Villa Gal-Turković

Rijeka, Croatia

One of my long-time favorites, this abandoned villa sits on the coast of the Adriatic Sea within walking distance from the city of Rijeka.  Thanks to an old guy I met on the beach, as well as an amazingly-researched and very well written university thesis of an architecture student from Zagreb, Vili Rakita, I managed to find out the history of this beautiful building.

The majestic sea view from the villa

The villa was built between 1904 and 1906 for the rich Hungarian coffee, tea and rum merchant Janos Gal, and became known as Villa Gal. Designed by a prominent Budapest architect Antal Grioni, as a Palladian house with a balcony rising 12 meters over the sea, the villa had also a beautiful garden, a small pavilion in the rocks and a swimming pool at sea level. 

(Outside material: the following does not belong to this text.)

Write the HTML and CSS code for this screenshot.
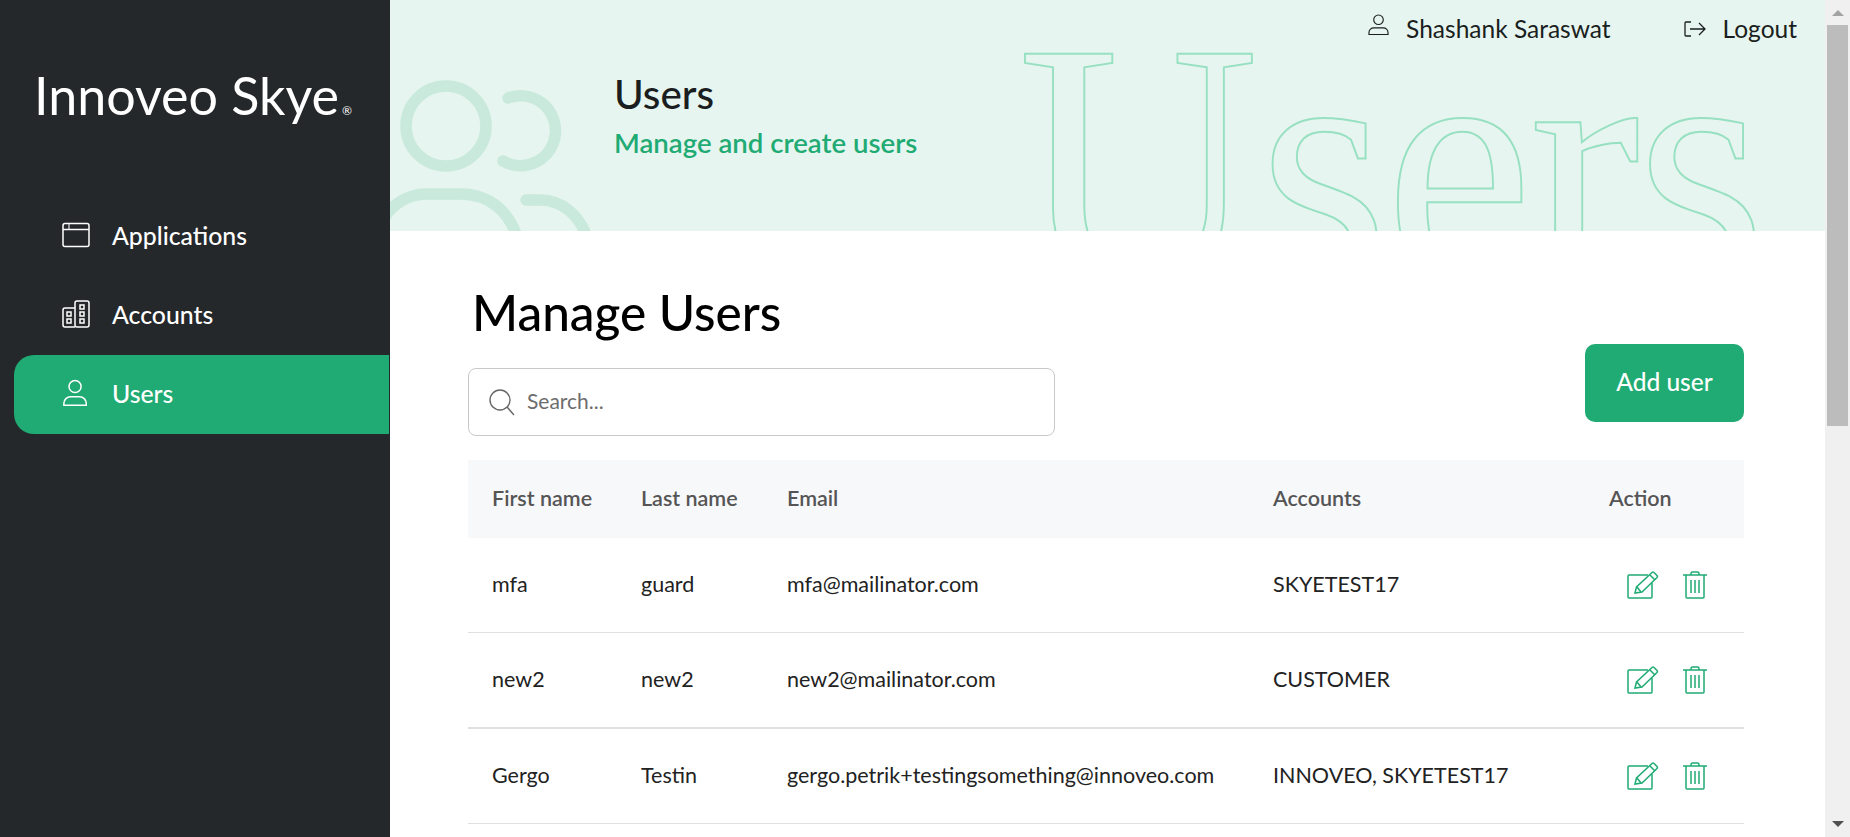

In 1926 the villa changed changed hands and became known as Villa Turković, after the new owner Baron Zdenko Turković (son of Baron Milan Turković, a landowner, humanitarian, and one of the founders of Croatian Forestry Society). 

Turković lived in the villa for 20 years, he was a prominent member of the Rijeka society and the long-term president of the local Rotary Club. 

After his death in 1946, the villa remained in the ownership of the Turković family and between 1970 and 2014 had two families living in it as tenants.

In 2014 the last Turković decided to sell the villa and offered it to the city of Rijeka for €900,000. The city refused. It did not, however, take long to find a new buyer. The current owner of the Gal-Turković Villa is a Croatian company, owned by a corporation registered in Cyprus with no activity and only one listed member of the board, a Russian businessman Aleksei Lukin. By the looks of the villa, which is now all boarded up, the new owner did not bother to do anything with it for the past 8 years and it is slowly falling into disrepair. 

The gates of the villa are locked, the windows boarded up and the only access to the grounds is from the sea.  You can swim up to it from the nearest beach, and climb onto what used to be a pier (the bottom steps coming into the water were removed, so some serious acrobatic skills are required).

The grounds are all grown over, with untamed trees, shrubs and weeds slowly taking over the place, but even in its current state the villa and the space around it still show the former cozy grandeur of the place.

View of Rijeka Containership Port from the villa

St. Peter’s Seminary, Cardross/Scotland

There is no shortage of ancient ruins in Scotland – most of them medieval castles, ancient inns, old cathedral or churches.  This one, however, is a totally different kind of relic: not only is it a modern 20th century ruin, but it also is one of the rare examples of modernist architecture in Scotland, bearing uncanny resemblance to the creations of Le Corbuzier.  The ruin is also surprisingly not a castle or a cathedral, but a Seminary – something one would never guess looking at its brutalist industrial lines and heaps of concrete.

The building of St. Peter’s Seminary was commissioned by the Archbishop of Glasgow in 1958, and designed by architects Isi Metzstein and Andy MacMillan, who ran the firm of Gillespie, Kidd and Coia.

By the time St. Peter’s Seminary was completed in 1966, its function was obsolete.  The Roman Catholic Church had recently decided that priests should train in communities rather than the isolation of remote seminary colleges.  To add to the problem, church attendance in Scotland was declining, and young men were not as keen to enter the priesthood as before.  Designed to house and train a hundred would-be priests, St. Peter’s was left with a residency of only twenty-some students by the late seventies.  In 1980 the Seminary permanently closed its doors.

You can find some footage of the Seminary in its former glory days in the Murray Grigor’s 1972 film “Space and Light“:

“Space & Light” by Murray Grigor (1972)

and compare it almost frame by frame to today’s state in “Space & Light Revisited”:

“Space & Light Revisited” by Murray Grigor

Since then, abandonment, neglect, the elements, a sizable fire, and vandalism have taken their toll, reducing the seminary to a brutalist skeleton of its former self.

It is currently one of only 42 post-war buildings in Scotland listed at Category A, the highest level of protection of a building of “special architectural or historic interest”.

In 2019, the Roman Catholic Church, owner of the building, said it had been degraded by fire, rain and vandalism and described the building as a “ruin”.  As a Category A listed building, the Seminary could not be sold or demolished and the Archdiocese of Glasgow which had the responsibility to maintain, secure, and insure it, and that they could not sell it, give it away, or demolish it.  Apparently, the price for St. Peter’s Seminary restoration was too high, and in July 2020 it was transferred at no cost to the Kilmahew Education Trust who aimed to “develop a viable vision, with education at its core” for the site.